Supplied material:
☆ ☆ ☆

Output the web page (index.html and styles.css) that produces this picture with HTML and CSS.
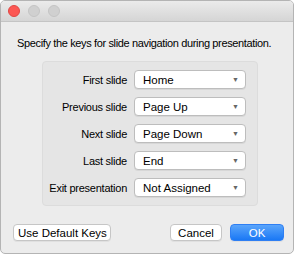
FILE: index.html
```html
<!DOCTYPE html>
<html>
<head>
<meta charset="utf-8">
<link rel="stylesheet" href="styles.css">
</head>
<body>
<div class="window">
  <div class="titlebar">
    <span class="light red"></span>
    <span class="light"></span>
    <span class="light"></span>
  </div>
  <div class="content">
    <p class="intro">Specify the keys for slide navigation during presentation.</p>
    <div class="group">
      <div class="row"><span class="label">First slide</span><div class="popup"><span>Home</span><span class="arrow">▼</span></div></div>
      <div class="row"><span class="label">Previous slide</span><div class="popup"><span>Page Up</span><span class="arrow">▼</span></div></div>
      <div class="row"><span class="label">Next slide</span><div class="popup"><span>Page Down</span><span class="arrow">▼</span></div></div>
      <div class="row"><span class="label">Last slide</span><div class="popup"><span>End</span><span class="arrow">▼</span></div></div>
      <div class="row"><span class="label">Exit presentation</span><div class="popup"><span>Not Assigned</span><span class="arrow">▼</span></div></div>
    </div>
    <div class="buttons">
      <button class="btn first">Use Default Keys</button>
      <div class="spacer"></div>
      <button class="btn cancel">Cancel</button>
      <button class="btn ok">OK</button>
    </div>
  </div>
</div>
</body>
</html>
```
FILE: styles.css
```css
html, body {
  margin: 0;
  padding: 0;
  background: #ffffff;
  font-family: "Liberation Sans", Arial, sans-serif;
}
.window {
  box-sizing: border-box;
  width: 294px;
  height: 254px;
  border: 1px solid #b4b4b4;
  border-radius: 5px;
  overflow: hidden;
  background: #ececec;
  display: flex;
  flex-direction: column;
}
.titlebar {
  box-sizing: border-box;
  height: 21px;
  flex: none;
  background: linear-gradient(#ebebeb, #d5d5d5);
  border-bottom: 1px solid #c4c4c4;
  display: flex;
  align-items: center;
  padding-left: 7px;
  gap: 8px;
}
.light {
  width: 12px;
  height: 12px;
  border-radius: 50%;
  box-sizing: border-box;
  background: #d0d0d0;
  border: 1px solid #c4c4c4;
}
.light.red {
  background: #fc5753;
  border-color: #df4744;
}
.content {
  flex: 1;
  display: flex;
  flex-direction: column;
  padding: 0 8px 0 11px;
}
.intro {
  margin: 15px 0 0 5px;
  font-size: 11px;
  letter-spacing: -0.36px;
  color: #000;
  white-space: nowrap;
}
.group {
  margin: 12px 0 0 30px;
  width: 216px;
  box-sizing: border-box;
  background: #e5e5e5;
  border: 1px solid #dcdcdc;
  border-radius: 4px;
  padding: 8px 0 8px;
  display: flex;
  flex-direction: column;
  gap: 8px;
}
.row {
  display: flex;
  align-items: center;
  height: 19px;
}
.label {
  width: 84px;
  text-align: right;
  font-size: 11px;
  letter-spacing: -0.25px;
  color: #000;
  white-space: nowrap;
}
.popup {
  margin-left: 7px;
  box-sizing: border-box;
  width: 112px;
  height: 19px;
  background: #fff;
  border: 1px solid #bdbdbd;
  border-radius: 4px;
  box-shadow: 0 1px 0 rgba(0,0,0,0.06);
  display: flex;
  align-items: center;
  justify-content: space-between;
  padding: 0 6px 0 8px;
  font-size: 11.5px;
  color: #000;
}
.arrow {
  font-size: 7px;
  color: #666;
}
.buttons {
  margin-top: 18px;
  display: flex;
  align-items: center;
  gap: 7px;
}
.spacer { flex: 1; }
.btn {
  box-sizing: border-box;
  height: 17px;
  font-family: "Liberation Sans", Arial, sans-serif;
  font-size: 11.5px;
  color: #000;
  background: #fff;
  border: 1px solid #c6c6c6;
  border-radius: 4px;
  padding: 0 4px;
  white-space: nowrap;
  box-shadow: 0 1px 0 rgba(0,0,0,0.05);
}
.btn.first {
  margin-left: 1px;
  width: 98px;
}
.cancel { width: 52px; margin-right: 1px; }
.ok {
  width: 54px;
  margin-right: 1px;
  color: #fff;
  border-color: #2f7ff3;
  background: linear-gradient(#5aa5fb, #1a78f5);
}
```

☆ ☆ ☆

What is being asked: Output nothing but the number of lines in the data containing the string "styles".

Answer to the problem: 3